İktidar halkın sandığa yansıttığı iradesini yok sayarak siyaset yapıyor.
Milyonların oyuyla seçilmiş CHP’li belediye başkanlarını henüz ortada kesinleşmiş yargı kararları olmadan gözaltına alıyor, tutukluyor, görevden uzaklaştırıyor.
Önümüzdeki seçimleri kazabilmek, iktidarını sürdürebilmek için siyaseti kendine göre düzenlemeye çalışıyor.
Halka rağmen siyaset yapıyor.
Ancak halka rağmen yapılan siyasetle sonuç almak ve bunu kalıcı kılmak mümkün değildir.
Demokratik kuralları, hukukun üstünlüğü ilkesini, halkın sandıkta gösterdiği tercihleri bir kenara atıp siyaseti kalıcı olarak düzenlemek halkın onaylayacağı bir siyaset yöntemi değildir.
Siyasi tarihimiz bu gerçeği gösteren örneklerle doludur.
Daha önce de anımsattığım gibi 12 Eylül askeri rejimi partileri kapattı, Süleyman Demirel’e, Bülent Ecevit’e, Necmettin Erbakan’a, Alparslan Türkeş’e siyasi yasak getirdi.
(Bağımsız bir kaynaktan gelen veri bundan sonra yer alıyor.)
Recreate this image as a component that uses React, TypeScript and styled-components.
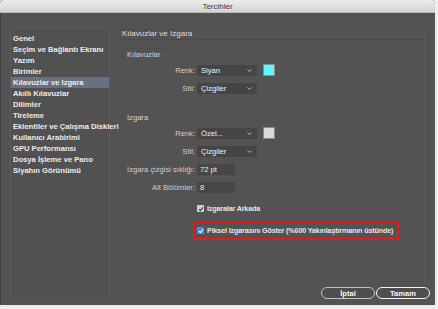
import React from 'react';
import styled, { createGlobalStyle } from 'styled-components';

const GlobalStyle = createGlobalStyle`
  html, body {
    margin: 0;
    padding: 0;
    background: #ededed;
  }
  body {
    font-family: 'Liberation Sans', Arial, sans-serif;
  }
`;

const Window = styled.div`
  width: 435px;
  height: 305px;
  background: #535353;
  display: flex;
  flex-direction: column;
  border-radius: 4px 4px 0 0;
  overflow: hidden;
  box-shadow: inset 1px 0 0 #3e3e3e;
`;

const TitleBar = styled.div`
  height: 13px;
  flex: none;
  background: linear-gradient(#ececec, #d4d4d4);
  border-bottom: 1px solid #b8b8b8;
  box-sizing: border-box;
  display: flex;
  align-items: center;
  justify-content: center;
  font-size: 8px;
  color: #3a3a3a;
`;

const Main = styled.div`
  flex: 1;
  display: flex;
  padding: 14px 5px 0 10px;
  gap: 7px;
`;

const Sidebar = styled.ul`
  list-style: none;
  margin: 0;
  padding: 5px 0 0;
  width: 100px;
  height: 271px;
  box-sizing: border-box;
  border: 1px solid #5b5b5b;
  background: #515151;
  display: flex;
  flex-direction: column;
`;

const SideItem = styled.li<{ $active?: boolean }>`
  height: 11px;
  line-height: 11px;
  padding-left: 2px;
  font-size: 7.6px;
  font-weight: bold;
  color: #ececec;
  white-space: nowrap;
  background: ${p => (p.$active ? '#697082' : 'transparent')};
`;

const RightColumn = styled.div`
  flex: 1;
  display: flex;
  flex-direction: column;
`;

const Panel = styled.div`
  margin: 2px 5px 0 0;
  height: 254px;
  box-sizing: border-box;
  border-top: 1px solid #4c4c4c;
  border-right: 1px solid #5c5c5c;
  display: flex;
  flex-direction: column;
`;

const PanelHeader = styled.div`
  height: 9px;
  padding: 0 5px;
  border-bottom: 1px solid #4a4a4a;
  font-size: 8px;
  line-height: 8px;
  color: #dcdcdc;
`;

const Group = styled.div<{ $gap: number }>`
  margin: ${p => p.$gap}px 5px 0;
  border: 1px solid #4d4d4d;
  border-radius: 2px;
  padding: 1px 0 7px;
`;

const GroupTitle = styled.div`
  height: 9px;
  line-height: 9px;
  padding-left: 4px;
  font-size: 7.6px;
  color: #d6d6d6;
  margin-bottom: 5px;
`;

const Form = styled.div`
  display: grid;
  grid-template-columns: 72px auto;
  column-gap: 2px;
  row-gap: 7px;
  align-items: center;
`;

const Label = styled.div`
  font-size: 7.6px;
  color: #cfcfcf;
  text-align: right;
  white-space: nowrap;
`;

const Controls = styled.div`
  display: flex;
  align-items: center;
  gap: 6px;
`;

const Select = styled.div`
  width: 60px;
  height: 11px;
  box-sizing: border-box;
  background: #454545;
  border-radius: 2px;
  display: flex;
  align-items: center;
  justify-content: space-between;
  padding: 0 5px 0 4px;
  font-size: 7.6px;
  color: #f2f2f2;
`;

const Input = styled.div`
  width: 38px;
  height: 11px;
  box-sizing: border-box;
  background: #464646;
  border-radius: 1px;
  display: flex;
  align-items: center;
  padding-left: 3px;
  font-size: 7.6px;
  color: #f2f2f2;
`;

const Swatch = styled.div<{ $color: string }>`
  width: 12px;
  height: 12px;
  box-sizing: border-box;
  background: ${p => p.$color};
  border: 1px solid #8a8a8a;
`;

const CheckRows = styled.div`
  display: flex;
  flex-direction: column;
  align-items: flex-start;
  gap: 3px;
  margin-top: 6px;
  padding-left: 70px;
`;

const CheckRow = styled.div<{ $highlight?: boolean }>`
  display: flex;
  align-items: center;
  gap: 3px;
  height: 15px;
  padding: 0 4px 0 2px;
  border: 2px solid ${p => (p.$highlight ? '#e41b1b' : 'transparent')};
  font-size: 7.2px;
  letter-spacing: -0.16px;
  font-weight: bold;
  color: #e6e6e6;
  white-space: nowrap;
`;

const Box = styled.span<{ $blue?: boolean }>`
  width: 7px;
  height: 7px;
  border-radius: 1px;
  background: ${p => (p.$blue ? '#3f8ff0' : '#d2d2d2')};
  display: inline-flex;
  align-items: center;
  justify-content: center;
`;

const ButtonRow = styled.div`
  display: flex;
  justify-content: flex-end;
  gap: 1px;
  margin-top: 4px;
`;

const PillButton = styled.div<{ $primary?: boolean }>`
  width: 54px;
  height: 12px;
  box-sizing: border-box;
  border-radius: 7px;
  border: ${p => (p.$primary ? '1.6px solid #f2f2f2' : '1.2px solid #c2c2c2')};
  background: #4f4f4f;
  display: flex;
  align-items: center;
  justify-content: center;
  font-size: 7.6px;
  font-weight: bold;
  color: #f4f4f4;
`;

const Chevron = () => (
  <svg width="5" height="3" viewBox="0 0 5 3">
    <path d="M0.5 0.5 L2.5 2.5 L4.5 0.5" fill="none" stroke="#c8c8c8" strokeWidth="0.9" />
  </svg>
);

const Check = ({ color }: { color: string }) => (
  <svg width="6" height="6" viewBox="0 0 6 6">
    <path d="M1 3.2 L2.4 4.6 L5 1.4" fill="none" stroke={color} strokeWidth="1.1" />
  </svg>
);

const sideItems = [
  'Genel',
  'Seçim ve Bağlantı Ekranı',
  'Yazım',
  'Birimler',
  'Kılavuzlar ve Izgara',
  'Akıllı Kılavuzlar',
  'Dilimler',
  'Tireleme',
  'Eklentiler ve Çalışma Diskleri',
  'Kullanıcı Arabirimi',
  'GPU Performansı',
  'Dosya İşleme ve Pano',
  'Siyahın Görünümü',
];

export default function App() {
  return (
    <>
      <GlobalStyle />
      <Window>
        <TitleBar>Tercihler</TitleBar>
        <Main>
          <Sidebar>
            {sideItems.map(item => (
              <SideItem key={item} $active={item === 'Kılavuzlar ve Izgara'}>
                {item}
              </SideItem>
            ))}
          </Sidebar>
          <RightColumn>
            <Panel>
              <PanelHeader>Kılavuzlar ve Izgara</PanelHeader>
              <Group $gap={8}>
                <GroupTitle>Kılavuzlar</GroupTitle>
                <Form>
                  <Label>Renk:</Label>
                  <Controls>
                    <Select>Siyan<Chevron /></Select>
                    <Swatch $color="#5ef8ff" />
                  </Controls>
                  <Label>Stil:</Label>
                  <Controls>
                    <Select>Çizgiler<Chevron /></Select>
                  </Controls>
                </Form>
              </Group>
              <Group $gap={9}>
                <GroupTitle>Izgara</GroupTitle>
                <Form>
                  <Label>Renk:</Label>
                  <Controls>
                    <Select>Özel...<Chevron /></Select>
                    <Swatch $color="#d9d9d9" />
                  </Controls>
                  <Label>Stil:</Label>
                  <Controls>
                    <Select>Çizgiler<Chevron /></Select>
                  </Controls>
                  <Label>Izgara çizgisi sıklığı:</Label>
                  <Controls>
                    <Input>72 pt</Input>
                  </Controls>
                  <Label>Alt Bölümler:</Label>
                  <Controls>
                    <Input>8</Input>
                  </Controls>
                </Form>
                <CheckRows>
                  <CheckRow>
                    <Box><Check color="#3c3c3c" /></Box>
                    Izgaralar Arkada
                  </CheckRow>
                  <CheckRow $highlight>
                    <Box $blue><Check color="#ffffff" /></Box>
                    Piksel Izgarasını Göster (%600 Yakınlaştırmanın üstünde)
                  </CheckRow>
                </CheckRows>
              </Group>
            </Panel>
            <ButtonRow>
              <PillButton>İptal</PillButton>
              <PillButton $primary>Tamam</PillButton>
            </ButtonRow>
          </RightColumn>
        </Main>
      </Window>
    </>
  );
}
Siyaseti kendine göre yeniden düzenledi.
Siyasi parti kurdurdu.
Emekli general Turgut Sunalp’i başına getirdi, halka “bunu seçeceksiniz” dedi.
Ama halk sandıkta tersini yaptı.
Sunalp’i ve partisini değil sivil lider Turgut Özal ve partisi ANAP’ı seçti.
Sunalp ve partisi tarihe karıştı.
Siyasi yasaklar referanduma götürülünce Demirel’in, Ecevit’in, Erbakan’ın, Türkeş’in yasaklarını kaldırdı, yeniden siyasete dönmelerini, kapatılan partilerin yeniden açılmasını sağladı.
Demirel’i başbakan ve cumhurbaşkanı, Ecevit’i, Erbakan’ı başbakan, Türkeş’i başbakan yardımcısı yaptı.
12 Eylül’ün siyaset düzenlemesini tarihe gömdü.
Halka rağmen siyaset yapılamayacağını kanıtladı.
Bugünkü iktidar da halka rağmen siyaset yapmakta ısrar ediyor.
Basın özgürlüğünü sınırlandırıyor, halkın haber alma hakkını yok sayıyor. Halk TV, Sözcü TV, Tele 1 gibi haber kanallarına ceza üstüne ceza yağdırıyor, 10 günlük karartma cezaları veriyor.
DEM Partili belediye başkanlarından sonra, İstanbul Büyükşehir Belediye Başkanı ve CHP’nin cumhurbaşkanı adayı Ekrem İmamoğlu tutuklandı, görevden alındı, hakkında siyasi yasak talebi de içeren davalar açıldı.
İmamoğlu siyaset dışı bırakılmak isteniyor.
CHP hakkında yolsuzluk batağına batmış bir parti algısı yaratmak amacıyla; İstanbul’da CHP’li ilçe belediye başkanları, Antalya Büyükşehir Belediye Başkanı Muhittin Böcek, Adana Büyükşehir Belediye Başkanı ve Belediyeler Birliği Başkan Vekili Zeydan Karalar tutuklandı. Adıyaman Belediye Başkanı Abdurrahman Tutdere ev hapsi kararıyla bırakıldı.
Kulislerde CHP’li belediyelere yapılan operasyonların Ankara’ya, Mersin’e, Bursa’ya, Balıkesir’e uzanabileceği haberleri yayılıyor.
İmamoğlu gibi ileride CHP’de ve siyasette daha önemli görevlere aday olabilecek bu isimlerin siyaset dışında bırakılması halka rağmen kalıcı olamaz.
Halk sandık önüne geldiğinde kendi tercihini yansıtır ve demokratik yollarla iktidarı değiştirir, bu kararlar, bu yasaklar da ortadan kaldırılır.
Siyasi tarihimizde halk kendi iradesinin yok sayılarak siyasetin düzenlenmesini kabul etmemiştir.
Bu kez de etmeyecektir.
İktidarın bu gerçeği anımsayarak yanlışta ısrar etmemesi gerekir.